### WORK TO COMPLETE:
Which lines hold the string "React"? Copy every one of them.

— begin —

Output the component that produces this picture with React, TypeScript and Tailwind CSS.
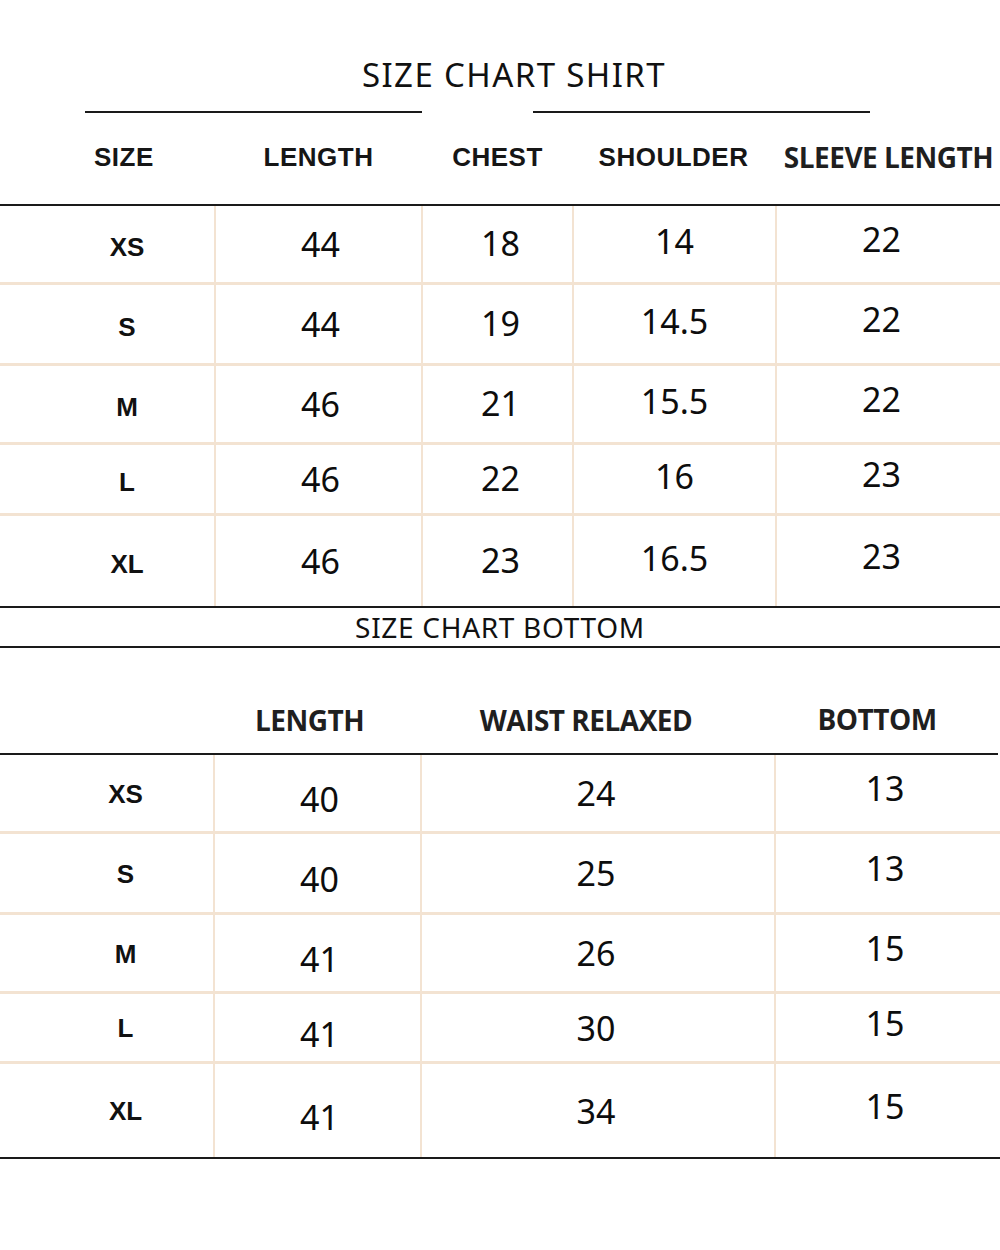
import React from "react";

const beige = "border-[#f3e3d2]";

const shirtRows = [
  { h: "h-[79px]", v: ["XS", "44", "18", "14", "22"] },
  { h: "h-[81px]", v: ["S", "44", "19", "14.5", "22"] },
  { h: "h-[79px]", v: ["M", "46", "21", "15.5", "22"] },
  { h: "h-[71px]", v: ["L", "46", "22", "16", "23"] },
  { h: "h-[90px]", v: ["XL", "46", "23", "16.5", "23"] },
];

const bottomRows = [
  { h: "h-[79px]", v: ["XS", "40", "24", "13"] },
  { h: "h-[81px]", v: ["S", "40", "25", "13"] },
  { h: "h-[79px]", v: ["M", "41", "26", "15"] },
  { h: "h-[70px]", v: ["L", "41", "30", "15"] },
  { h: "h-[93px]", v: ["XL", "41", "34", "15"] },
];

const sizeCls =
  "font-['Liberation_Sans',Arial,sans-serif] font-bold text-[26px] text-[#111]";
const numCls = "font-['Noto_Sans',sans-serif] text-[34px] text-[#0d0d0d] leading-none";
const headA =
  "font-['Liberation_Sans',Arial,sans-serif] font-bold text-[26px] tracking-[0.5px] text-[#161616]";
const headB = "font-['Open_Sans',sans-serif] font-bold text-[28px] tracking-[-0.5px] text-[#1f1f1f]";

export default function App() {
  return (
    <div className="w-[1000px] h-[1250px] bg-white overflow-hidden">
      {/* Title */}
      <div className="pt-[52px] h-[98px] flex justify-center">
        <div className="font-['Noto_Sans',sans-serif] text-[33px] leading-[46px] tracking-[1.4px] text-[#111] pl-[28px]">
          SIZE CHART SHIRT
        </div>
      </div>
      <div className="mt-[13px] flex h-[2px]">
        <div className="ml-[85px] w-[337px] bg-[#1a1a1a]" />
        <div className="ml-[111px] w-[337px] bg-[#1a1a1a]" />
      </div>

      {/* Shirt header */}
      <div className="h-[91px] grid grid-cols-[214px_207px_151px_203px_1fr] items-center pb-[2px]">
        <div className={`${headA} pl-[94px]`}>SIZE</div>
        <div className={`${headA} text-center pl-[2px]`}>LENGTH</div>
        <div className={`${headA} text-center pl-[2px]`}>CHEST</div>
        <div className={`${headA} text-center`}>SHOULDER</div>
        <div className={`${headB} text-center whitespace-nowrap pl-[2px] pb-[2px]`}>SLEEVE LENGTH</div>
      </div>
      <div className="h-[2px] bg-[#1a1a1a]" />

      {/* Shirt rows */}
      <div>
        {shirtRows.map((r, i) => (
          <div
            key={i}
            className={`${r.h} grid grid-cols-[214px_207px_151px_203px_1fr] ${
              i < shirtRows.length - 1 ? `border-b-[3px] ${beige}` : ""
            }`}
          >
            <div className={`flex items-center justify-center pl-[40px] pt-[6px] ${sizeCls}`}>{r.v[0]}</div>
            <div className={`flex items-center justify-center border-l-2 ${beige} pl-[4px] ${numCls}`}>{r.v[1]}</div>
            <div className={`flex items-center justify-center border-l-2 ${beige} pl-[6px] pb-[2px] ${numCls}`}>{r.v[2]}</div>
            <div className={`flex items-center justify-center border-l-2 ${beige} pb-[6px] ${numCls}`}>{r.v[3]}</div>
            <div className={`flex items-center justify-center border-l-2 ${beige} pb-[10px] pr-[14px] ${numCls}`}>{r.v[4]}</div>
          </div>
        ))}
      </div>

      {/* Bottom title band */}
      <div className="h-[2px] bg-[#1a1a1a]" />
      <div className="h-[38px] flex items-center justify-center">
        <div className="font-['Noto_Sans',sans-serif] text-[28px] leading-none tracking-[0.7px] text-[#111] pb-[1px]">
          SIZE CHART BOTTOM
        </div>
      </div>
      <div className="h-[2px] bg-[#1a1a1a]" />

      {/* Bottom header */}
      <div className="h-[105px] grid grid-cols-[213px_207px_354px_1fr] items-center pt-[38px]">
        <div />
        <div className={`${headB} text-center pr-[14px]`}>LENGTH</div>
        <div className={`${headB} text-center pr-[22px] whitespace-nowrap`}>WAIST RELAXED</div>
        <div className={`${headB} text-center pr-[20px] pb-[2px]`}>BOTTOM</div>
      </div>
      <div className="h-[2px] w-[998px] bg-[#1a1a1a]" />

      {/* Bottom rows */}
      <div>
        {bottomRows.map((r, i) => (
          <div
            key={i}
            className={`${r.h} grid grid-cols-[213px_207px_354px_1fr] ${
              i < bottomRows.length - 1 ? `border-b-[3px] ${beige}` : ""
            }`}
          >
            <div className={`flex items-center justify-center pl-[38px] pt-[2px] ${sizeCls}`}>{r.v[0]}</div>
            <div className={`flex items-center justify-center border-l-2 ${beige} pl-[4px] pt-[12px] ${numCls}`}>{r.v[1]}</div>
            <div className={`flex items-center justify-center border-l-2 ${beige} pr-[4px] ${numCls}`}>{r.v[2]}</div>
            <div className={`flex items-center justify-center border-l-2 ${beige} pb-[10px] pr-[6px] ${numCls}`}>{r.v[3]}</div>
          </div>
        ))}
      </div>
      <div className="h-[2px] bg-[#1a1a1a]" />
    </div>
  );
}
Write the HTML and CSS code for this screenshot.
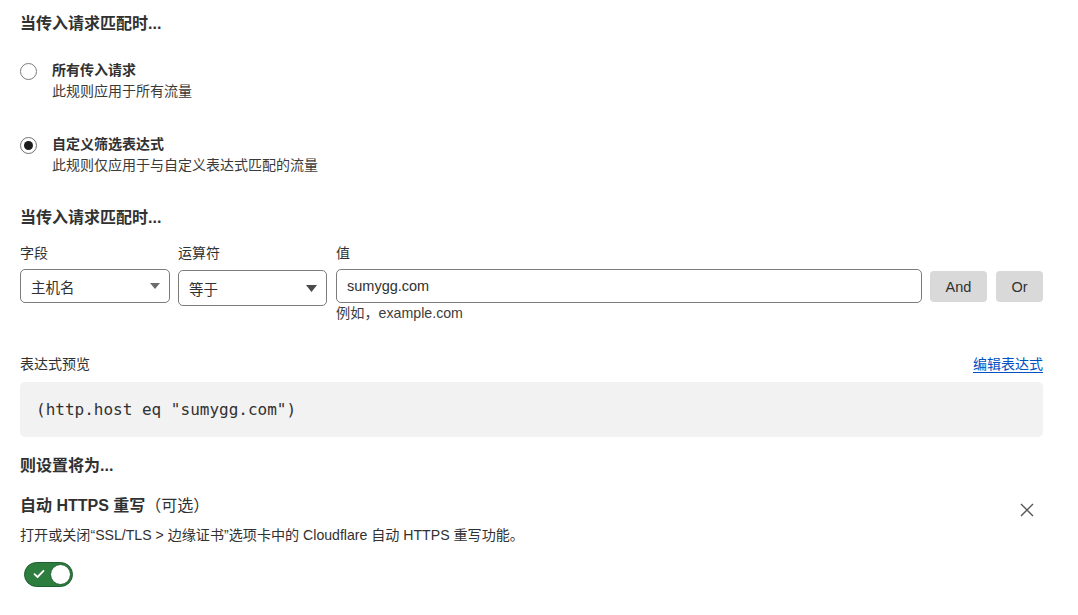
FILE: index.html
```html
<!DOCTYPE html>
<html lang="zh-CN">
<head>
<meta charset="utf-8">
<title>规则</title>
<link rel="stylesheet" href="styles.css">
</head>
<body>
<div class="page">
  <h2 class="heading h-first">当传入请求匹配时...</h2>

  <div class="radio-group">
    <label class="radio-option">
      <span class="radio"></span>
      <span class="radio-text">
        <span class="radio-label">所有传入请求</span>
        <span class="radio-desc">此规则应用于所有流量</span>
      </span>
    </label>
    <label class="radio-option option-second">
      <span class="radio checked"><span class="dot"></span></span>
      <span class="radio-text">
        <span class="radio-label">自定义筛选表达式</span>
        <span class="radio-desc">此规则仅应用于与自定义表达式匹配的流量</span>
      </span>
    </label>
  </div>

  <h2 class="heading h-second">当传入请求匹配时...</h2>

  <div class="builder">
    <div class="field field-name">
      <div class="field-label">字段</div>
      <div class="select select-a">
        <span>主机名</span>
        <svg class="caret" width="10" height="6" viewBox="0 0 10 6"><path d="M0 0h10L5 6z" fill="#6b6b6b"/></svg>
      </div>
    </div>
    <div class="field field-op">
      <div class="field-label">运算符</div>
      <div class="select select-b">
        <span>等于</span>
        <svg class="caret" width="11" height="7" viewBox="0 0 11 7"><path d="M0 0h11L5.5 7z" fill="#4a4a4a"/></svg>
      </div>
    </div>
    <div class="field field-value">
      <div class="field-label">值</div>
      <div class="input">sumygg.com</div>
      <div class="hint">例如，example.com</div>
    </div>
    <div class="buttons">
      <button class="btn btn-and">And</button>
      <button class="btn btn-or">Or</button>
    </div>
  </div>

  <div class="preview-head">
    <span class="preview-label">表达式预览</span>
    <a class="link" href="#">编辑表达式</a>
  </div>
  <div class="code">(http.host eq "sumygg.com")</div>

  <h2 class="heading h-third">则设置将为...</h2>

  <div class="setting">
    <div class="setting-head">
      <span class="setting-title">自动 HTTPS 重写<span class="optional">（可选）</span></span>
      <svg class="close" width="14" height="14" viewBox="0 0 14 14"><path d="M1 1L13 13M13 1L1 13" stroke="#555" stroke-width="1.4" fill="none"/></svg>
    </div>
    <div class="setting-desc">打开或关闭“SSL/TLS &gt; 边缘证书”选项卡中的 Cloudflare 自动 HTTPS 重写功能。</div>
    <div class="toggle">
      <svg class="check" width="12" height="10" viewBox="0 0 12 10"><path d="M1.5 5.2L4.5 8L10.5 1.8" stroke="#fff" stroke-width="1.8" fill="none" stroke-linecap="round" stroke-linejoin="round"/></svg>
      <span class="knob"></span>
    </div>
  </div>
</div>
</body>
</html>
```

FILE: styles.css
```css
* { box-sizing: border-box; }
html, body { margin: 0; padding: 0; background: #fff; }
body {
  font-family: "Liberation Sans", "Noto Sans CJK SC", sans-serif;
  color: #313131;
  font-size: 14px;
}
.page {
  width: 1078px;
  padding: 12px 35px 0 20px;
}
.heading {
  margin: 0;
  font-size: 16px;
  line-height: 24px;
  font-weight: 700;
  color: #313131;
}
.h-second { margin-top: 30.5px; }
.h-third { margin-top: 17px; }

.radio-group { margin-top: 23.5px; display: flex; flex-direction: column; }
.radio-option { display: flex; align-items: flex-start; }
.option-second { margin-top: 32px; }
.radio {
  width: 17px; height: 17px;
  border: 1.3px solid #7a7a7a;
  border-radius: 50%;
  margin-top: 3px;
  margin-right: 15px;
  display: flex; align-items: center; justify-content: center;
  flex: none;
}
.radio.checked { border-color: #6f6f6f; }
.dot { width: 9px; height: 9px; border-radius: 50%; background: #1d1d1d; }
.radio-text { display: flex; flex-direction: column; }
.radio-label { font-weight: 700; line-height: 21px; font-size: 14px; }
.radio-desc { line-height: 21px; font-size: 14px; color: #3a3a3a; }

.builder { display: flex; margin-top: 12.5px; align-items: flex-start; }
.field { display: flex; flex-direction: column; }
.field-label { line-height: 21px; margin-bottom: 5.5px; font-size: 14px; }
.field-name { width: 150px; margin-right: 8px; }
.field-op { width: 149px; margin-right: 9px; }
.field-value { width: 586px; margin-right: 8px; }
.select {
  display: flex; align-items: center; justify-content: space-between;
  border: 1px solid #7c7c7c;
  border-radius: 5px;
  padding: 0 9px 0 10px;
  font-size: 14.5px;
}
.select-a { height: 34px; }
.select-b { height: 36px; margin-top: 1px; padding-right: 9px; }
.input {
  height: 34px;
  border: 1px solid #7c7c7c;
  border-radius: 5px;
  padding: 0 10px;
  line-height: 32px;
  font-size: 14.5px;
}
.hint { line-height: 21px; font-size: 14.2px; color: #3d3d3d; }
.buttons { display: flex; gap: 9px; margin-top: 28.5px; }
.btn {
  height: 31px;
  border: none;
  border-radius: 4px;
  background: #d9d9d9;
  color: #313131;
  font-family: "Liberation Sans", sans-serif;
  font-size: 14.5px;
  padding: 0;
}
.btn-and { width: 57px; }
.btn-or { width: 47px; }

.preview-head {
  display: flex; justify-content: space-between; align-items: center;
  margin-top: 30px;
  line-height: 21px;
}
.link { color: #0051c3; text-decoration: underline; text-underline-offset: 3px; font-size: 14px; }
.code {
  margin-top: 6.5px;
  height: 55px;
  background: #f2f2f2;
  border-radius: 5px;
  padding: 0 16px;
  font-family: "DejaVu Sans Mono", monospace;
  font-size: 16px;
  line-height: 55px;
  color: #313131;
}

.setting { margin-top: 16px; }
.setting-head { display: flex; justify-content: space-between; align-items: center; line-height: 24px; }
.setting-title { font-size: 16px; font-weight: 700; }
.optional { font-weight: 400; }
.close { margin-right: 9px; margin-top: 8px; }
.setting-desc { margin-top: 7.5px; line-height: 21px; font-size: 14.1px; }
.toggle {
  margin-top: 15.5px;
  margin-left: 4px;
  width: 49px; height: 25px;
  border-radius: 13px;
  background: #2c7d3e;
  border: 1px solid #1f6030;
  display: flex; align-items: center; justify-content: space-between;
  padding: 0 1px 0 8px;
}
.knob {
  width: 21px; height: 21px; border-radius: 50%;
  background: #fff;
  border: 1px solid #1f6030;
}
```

— end —

### SOLUTION:
Output the component that produces this picture with React, TypeScript and Tailwind CSS.
import React from "react";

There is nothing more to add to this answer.